The apparatus is bench mounting. It is a horizontal wind tunnel with a contraction cone, a working section, a diffuser, a constant speed fan, and an exhaust with silencer. A variable slide valve controls the air flow. The working section includes a series of rods arranged in a matrix and at right-angles to the direction of air flow. To do experiments, students can remove any one of these rods and replace it with a cylindrical copper element. The copper element is of known thermal capacity and includes a built-in thermocouple. Students insert the element, which has been pre-heated to a specific temperature, into the working section at a known air velocity. They measure the time taken for the temperature to drop and determine the heat transfer rate.
A second thermocouple at the inlet to the wind tunnel measures the temperature of air entering the heat exchanger. The base of the working section includes two static pressure tappings: one before the rods and one afterwards. These enable students to measure the static pressure difference across the rods. A Pitot traverse can measure air velocity at any vertical point in the working section, either before or after the rods.
The equipment includes a separate instrumentation unit. The instrumentation unit has two inputs for the thermocouples, and two pairs of quick-release couplings for connection to the pressure tappings. It also includes a controlled heat source for the copper element.
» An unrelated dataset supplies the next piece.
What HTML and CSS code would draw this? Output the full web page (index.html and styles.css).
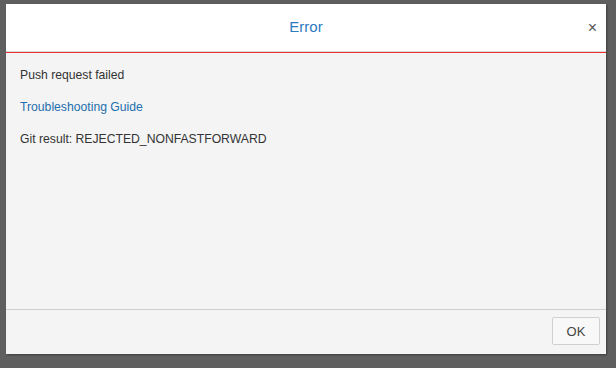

A digital display on the front of the instrumentation unit allows students to view all experimental data. In addition, the equipment is fully compatible with TecQuipment’s Versatile Data Acquisition System (VDAS®), and can quickly and conveniently connect to a bench-mounting interface unit (VDAS-B not included). Using VDAS® enables accurate real-time data capture, monitoring, display, calculation and charting of all relevant parameters on a computer.
Learning outcomes
- Determining the pressure losses created by the heat exchange rods and creating a chart of pressure drop against upstream pressure.
- Calculating the inlet velocity and the mean velocity through the rods.
- Determining the rate at which the heated rod cools down, within a bank of rods and by itself.
- Plotting ‘cooling curves’ and using them to find the coefficient of heat transfer (h) for the heated rod at various positions in the heat exchanger.
- Determining the velocity distribution (profile) downstream of the rods.
- Converting results into dimensionless values (typically using Nusselt, Prandtl and Reynolds equations).
- Comparing results and producing heat transfer coefficient curves.